Myriam Robin, journalist

“What O.J. Simpson means to me” by Ta-Nehisi Coates in The Atlantic 

“Simpson sought to be post-racial in a world that was not. His myriad achievements—becoming the premier running back in college football, the first NFL running back to rush for 2,000 yards in a season, one of the first black pitchmen for corporate America—did not mark the erosion of the great wall between black and white Americans. It marked Simpson’s individual success at hurdling that wall. Landing on the other side, Simpson, a product of public housing in inner-city San Francisco, found reinvention as a celebrity. He became wealthy. He courted the attentions and advice of affluent businessmen. And though he’d married Marguerite Whitley, who was black, the same year he arrived at the University of Southern California, he now courted white women. ‘What I’m doing is not for principles or black people,’ Simpson told Lipsyte. ‘No, I’m dealing first for O. J. Simpson, his wife, and his babies.’

“And yet, during his trial, whenever I walked the streets of D.C., I saw black people broadcasting their support as though he were one of them. Vendors hawked RUN OJ and FREE OJ SIMPSON T‑shirts. Community activists, for whom Simpson had previously had no use, offered fervent defenses of him. When the verdict was announced, national-news cameras came to Howard Law School to record what turned out to be a jubilant response to Simpson’s acquittal. I found all of this very frustrating. I was 19 years old. I was the kind of militant black kid who flirted with Louis Farrakhan, Frantz Fanon, and veganism and who believed ‘What should black people do?’ was a question that could be asked in earnest. The answer, I was sure, would open a new era of black excellence. The support of Simpson was a step backward. It struck me as unintelligent, politically immature, and ill-advised.”
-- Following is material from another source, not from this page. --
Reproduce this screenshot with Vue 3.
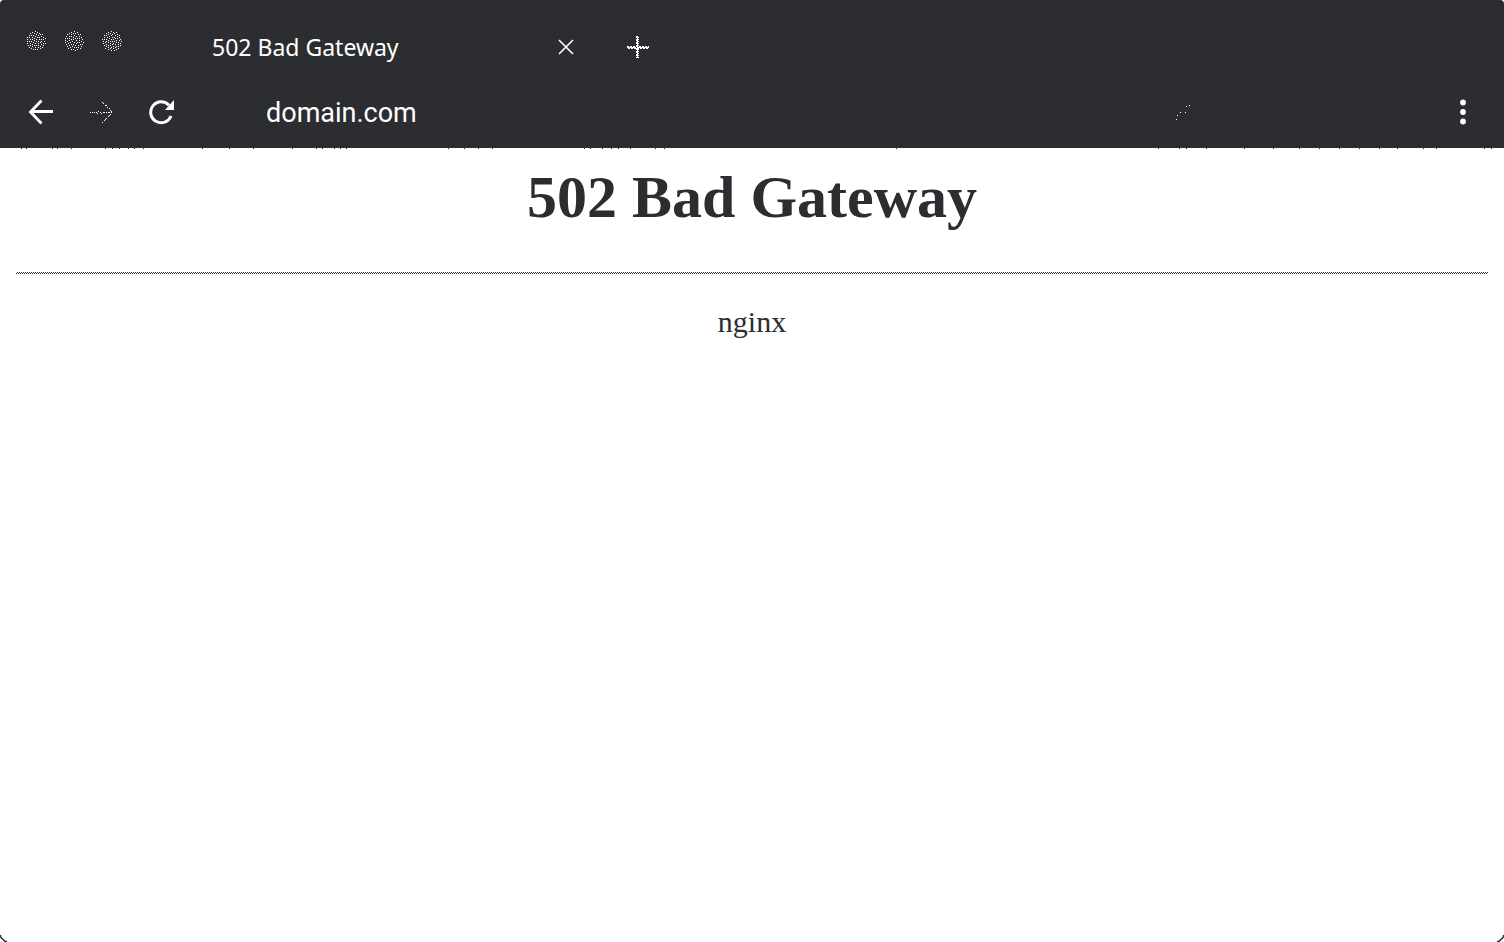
<script setup>
// Error-diffused disc: scatters single pixels at the given density.
function stipple(level) {
  const size = 20
  const value = Array.from({ length: size }, (_, y) =>
    Array.from({ length: size }, (_, x) => ((x - 9.5) ** 2 + (y - 9.5) ** 2 < 102 ? level : 0))
  )
  const spread = (x, y, amount) => {
    if (y < size && x >= 0 && x < size) value[y][x] += amount
  }
  let path = ''
  for (let y = 0; y < size; y++) {
    for (let x = 0; x < size; x++) {
      const inside = (x - 9.5) ** 2 + (y - 9.5) ** 2 < 102
      const on = inside && value[y][x] > 0.34
      const error = value[y][x] - (on ? 1 : 0)
      if (on) path += `M${x} ${y}h1v1h-1z`
      if (!inside) continue
      spread(x + 1, y, (error * 7) / 16)
      spread(x - 1, y + 1, (error * 3) / 16)
      spread(x, y + 1, (error * 5) / 16)
      spread(x + 1, y + 1, error / 16)
    }
  }
  return path
}
const lights = [
  { name: 'Close window', path: stipple(0.21) },
  { name: 'Minimise window', path: stipple(0.2) },
  { name: 'Zoom window', path: stipple(0.22) }
]

const seam = [21, 26, 52, 57, 71, 105, 112, 119, 128, 134, 143, 202, 229, 253, 292, 316, 322, 334, 340, 346, 448, 464, 478, 492, 584, 590, 602, 611, 618, 630, 655, 664, 896, 1158, 1179, 1186, 1206, 1244, 1273, 1299, 1319, 1339, 1359, 1379, 1397, 1423, 1436, 1484, 1491]
const seamPath = seam.map((x) => `M${x} 0h1v1h-1z`).join('')
</script>

<template>
  <div class="window">
    <header class="chrome">
      <div class="tabs">
        <div class="lights">
          <button v-for="light in lights" :key="light.name" type="button" :aria-label="light.name">
            <svg width="20" height="20" viewBox="0 0 20 20" shape-rendering="crispEdges"><path :d="light.path" fill="#fff" /></svg>
          </button>
        </div>
        <div class="tab">
          <span class="title">502 Bad Gateway</span>
          <button type="button" aria-label="Close tab">
            <svg width="16" height="16" viewBox="0 0 16 16"><path d="M1 1l14 14M15 1L1 15" stroke="#fff" stroke-width="1.6" /></svg>
          </button>
        </div>
        <button class="new" type="button" aria-label="New tab">
          <svg width="22" height="22" viewBox="0 0 22 22" shape-rendering="crispEdges">
            <path d="M9 0h2v22h-2zM0 11h22v1H0z" fill="#fff" />
            <path d="M11.500 1v21" stroke="#fff" stroke-dasharray="1 1" />
            <path d="M0 10.500h22M1 12.500h21" stroke="#fff" stroke-dasharray="2 1" />
            <path d="M9.500 2v20" stroke="#2c2d30" stroke-dasharray="1 2" />
          </svg>
        </button>
      </div>
      <div class="toolbar">
        <button type="button" aria-label="Back">
          <svg width="26" height="26" viewBox="0 0 26 26"><path d="M13.500 1.500L2.500 13L13.500 24.500M2.500 12.500H25" fill="none" stroke="#fff" stroke-width="2.800" /></svg>
        </button>
        <button class="forward" type="button" aria-label="Forward">
          <svg width="24" height="22" viewBox="0 0 24 22" shape-rendering="crispEdges">
            <path d="M0 11h1v1h-1zM2 11h1v1h-1zM4 11h1v1h-1zM6 11h1v1h-1zM7 12h1v1h-1zM8 10h1v1h-1zM10 11h1v1h-1zM11 12h1v1h-1zM13 11h2v1h-2zM16 11h1v1h-1zM18 11h2v1h-2zM21 11h1v1h-1zM12 1h1v1h-1zM13 2h1v1h-1zM15 4h2v1h-2zM17 6h1v1h-1zM19 7h1v1h-1zM20 9h1v1h-1zM21 10h1v1h-1zM20 13h1v1h-1zM19 14h1v1h-1zM18 15h1v1h-1zM16 17h1v1h-1zM15 18h1v1h-1zM14 19h1v1h-1zM12 21h1v1h-1z" fill="#fff" />
          </svg>
        </button>
        <button class="reload" type="button" aria-label="Reload">
          <svg width="26" height="26" viewBox="0 0 26 26">
            <path d="M22 17A10.500 10.500 0 1 1 20 6.200" fill="none" stroke="#fff" stroke-width="3" />
            <path d="M25 1v10H16z" fill="#fff" />
          </svg>
        </button>
        <input class="address" type="text" value="domain.com" aria-label="Address" />
        <svg class="glint" width="14" height="15" viewBox="0 0 14 15" shape-rendering="crispEdges">
          <path d="M13 0h1v1h-1zM10 1h1v1h-1zM4 7h1v1h-1zM9 7h1v1h-1zM1 10h1v1h-1zM0 14h1v1h-1z" fill="#fff" />
        </svg>
        <button class="menu" type="button" aria-label="Menu">
          <svg width="6" height="26" viewBox="0 0 6 26" fill="#fff"><circle cx="3" cy="3.500" r="2.900" /><circle cx="3" cy="13" r="2.900" /><circle cx="3" cy="22.500" r="2.900" /></svg>
        </button>
      </div>
    </header>
    <svg class="seam" height="1" shape-rendering="crispEdges"><path :d="seamPath" fill="#2c2d30" /></svg>
    <main>
      <h1>502 Bad Gateway</h1>
      <svg class="rule" height="2">
        <defs>
          <pattern id="rule-dots" width="2" height="2" patternUnits="userSpaceOnUse">
            <path d="M1 0h1v1h-1zM0 1h1v1h-1z" fill="#2c2d30" shape-rendering="crispEdges" />
          </pattern>
        </defs>
        <rect width="100%" height="2" fill="url(#rule-dots)" />
      </svg>
      <p>nginx</p>
    </main>
    <svg class="corner left" width="7" height="7" viewBox="0 0 7 7"><path d="M0.500 0v2L5 6.500h2" fill="none" stroke="#2c2d30" stroke-width="1.500" /></svg>
    <svg class="corner right" width="7" height="7" viewBox="0 0 7 7"><path d="M6.500 0v2L2 6.500H0" fill="none" stroke="#2c2d30" stroke-width="1.500" /></svg>
  </div>
</template>

<style>
body { background: #fff; }
</style>

<style scoped>
.window {
  position: relative;
  min-height: 100vh;
  background: #fff;
  color: #2c2d30;
}
.chrome {
  background: #2c2d30;
  border-radius: 4px 4px 0 0;
  color: #fff;
}
button {
  display: block;
  flex: none;
  padding: 0;
  border: 0;
  background: none;
}
svg { display: block; }
.tabs {
  display: flex;
  align-items: center;
  height: 76px;
  padding: 18px 26px 0;
  box-sizing: border-box;
}
.lights {
  display: flex;
  gap: 18px;
  margin-bottom: 12px;
}
.tab {
  display: flex;
  align-items: center;
  justify-content: space-between;
  width: 362px;
  margin-left: 90px;
}
.title {
  font: 23px/34px "Noto Sans", sans-serif;
}
.new { margin-left: 53px; }
.toolbar {
  display: flex;
  align-items: center;
  height: 72px;
  padding: 0 38px 0 28px;
}
.forward { margin-left: 36px; }
.reload { margin-left: 35px; }
.address {
  flex: 1;
  min-width: 0;
  height: 42px;
  margin-left: 91px;
  padding: 2px 0 0;
  border: 0;
  outline: 0;
  background: none;
  color: #fff;
  font: 27px/40px Roboto, sans-serif;
  box-sizing: border-box;
}
.glint { flex: none; }
.menu { margin-left: 270px; }
.seam { width: 100%; }
main {
  padding: 0 16px;
  font-family: "Liberation Serif", serif;
  text-align: center;
}
h1 {
  margin: 13px 0 40px;
  font-size: 60px;
  line-height: 70px;
}
.rule { width: 100%; }
p {
  margin: 31px 0 0;
  font-size: 30px;
  line-height: 34px;
}
.corner {
  position: absolute;
  bottom: 0;
}
.left { left: 0; }
.right { right: 0; }
</style>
Bernard Keane, politics editor

“What It Feels Like to Die” by Jennie Dear in The Atlantic

“When people become too weak to cough or swallow, some start to make a noise in the backs of their throats. The sound can be deeply disturbing, as if the patient is suffering. But that’s not what it feels like to the person dying, as far as doctors can tell. In fact, medical researchers believe that the phenomenon—which is commonly called a death rattleprobably doesn’t hurt.

“Ultimately, because most people lose awareness or consciousness in their last few hours or days, it’s hard to know for certain how much patients are suffering. ‘We generally believe that if your brain is really in a comatose kind of situation, or you’re not really responsive, that your perception — how you feel about things — may also be significantly decreased,’ says David Hui, an oncologist and palliative-care specialist who researches the signs of approaching death.  ‘You may or may not even be aware of what’s happening.'”

Josh Taylor, journalist

“Typecast as a terrorist” by Riz Ahmed in The Guardian

“If the films I re-enacted as a kid could humanise mutants and aliens, maybe there was hope for us. But portrayals of ethnic minorities worked in stages, I realised, so I’d have to strap in for a long ride.

“Stage one is the two-dimensional stereotype – the minicab driver/terrorist/cornershop owner. It tightens the necklace.

“Stage two is the subversive portrayal, taking place on ‘ethnic’ terrain but aiming to challenge existing stereotypes. It loosens the necklace.

“And stage three is the Promised Land, where you play a character whose story is not intrinsically linked to his race. There, I am not a terror suspect, nor a victim of forced marriage. There, my name might even be Dave. In this place, there is no necklace.

“I started acting professionally during the post-9/11 boom for stage-one stereotypes, but I avoided them at the behest of my 18-year-old self. Luckily, there was also a tiny speck of stage two stuff taking shape, subverting those same stereotypes, and I managed to get in on the act.”